Pastor Perry Noble Admits Depression, Suicidal Thoughts


In a blog published this week titled, "Should Christians take Medication for Mental Illness?," mega-church pastor Perry Noble said Christians struggling with anxiety or depression should consider taking mood-altering drugs to help them cope. He admitted that he used to believe mental illness could be treated with prayer and scripture, but Perry said he has "done a complete 180 in regards to how I used to feel about them." The leader of NewSpring Church in South Carolina credits the transformation to a period in his life that began in 2008, which he called "darkest time of my entire life." For the next three years, Noble said he wrestled with depression and even contemplated suicide. He also shares these stories in his new book, "Overwhelmed: Winning the War Against Worry," due out April 1. Here I talk to Pastor Noble about his struggle with suicidal thoughts, antidepressants, and what advice he gives Christians who have mental health issues.
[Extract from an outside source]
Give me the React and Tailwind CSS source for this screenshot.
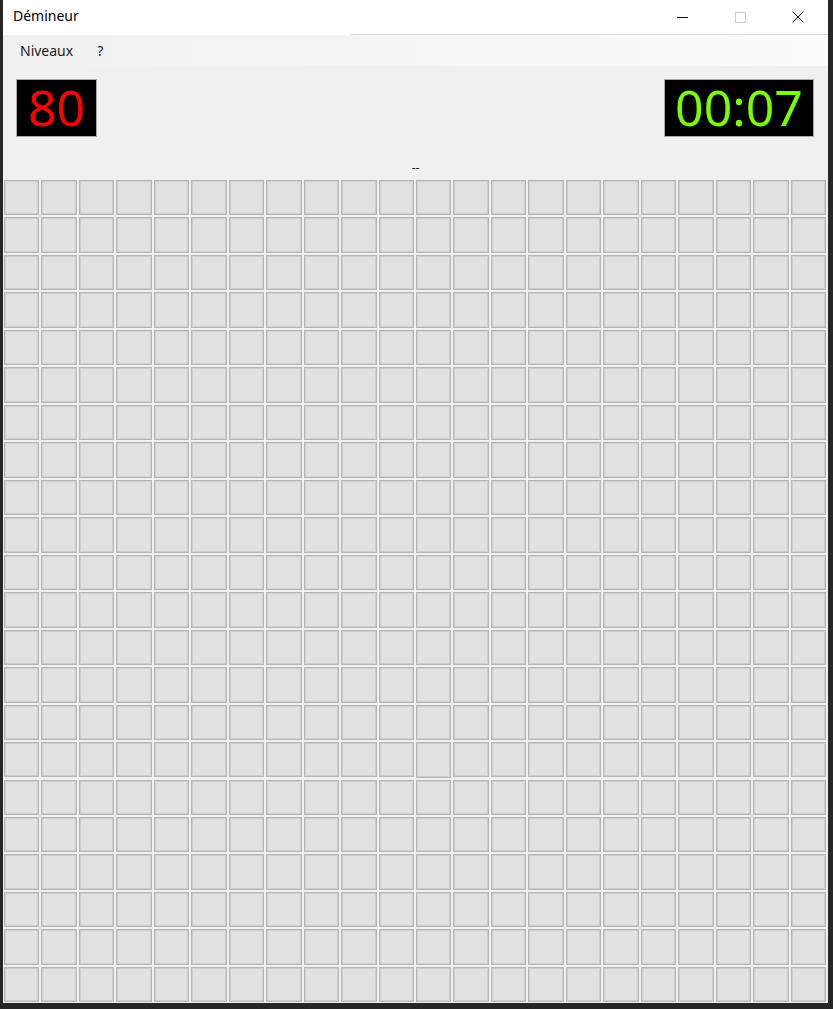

RNS: You've now shared with the world that you've been depressed and considering suicide. Can you share more about your journey to that place?

PN: I was on my way home from work one day and had this thought: “I wish someone would run that red light, hit my car and kill me instantly.” Soon, my thought about someone else taking my life led to me thinking thoughts--infrequent at first, becoming more frequent as time went on--about taking my own life. I remember sitting on the back porch of my house when I reached a breaking point and actually saying, “I am going to do this.”

That thought still freaks me out. I was so close.

RNS: The use of antidepressants has increased 400% in the last 20 years. Should this concern us? What about Christians who say “Rather than medicate, we should learn to rely on God more?”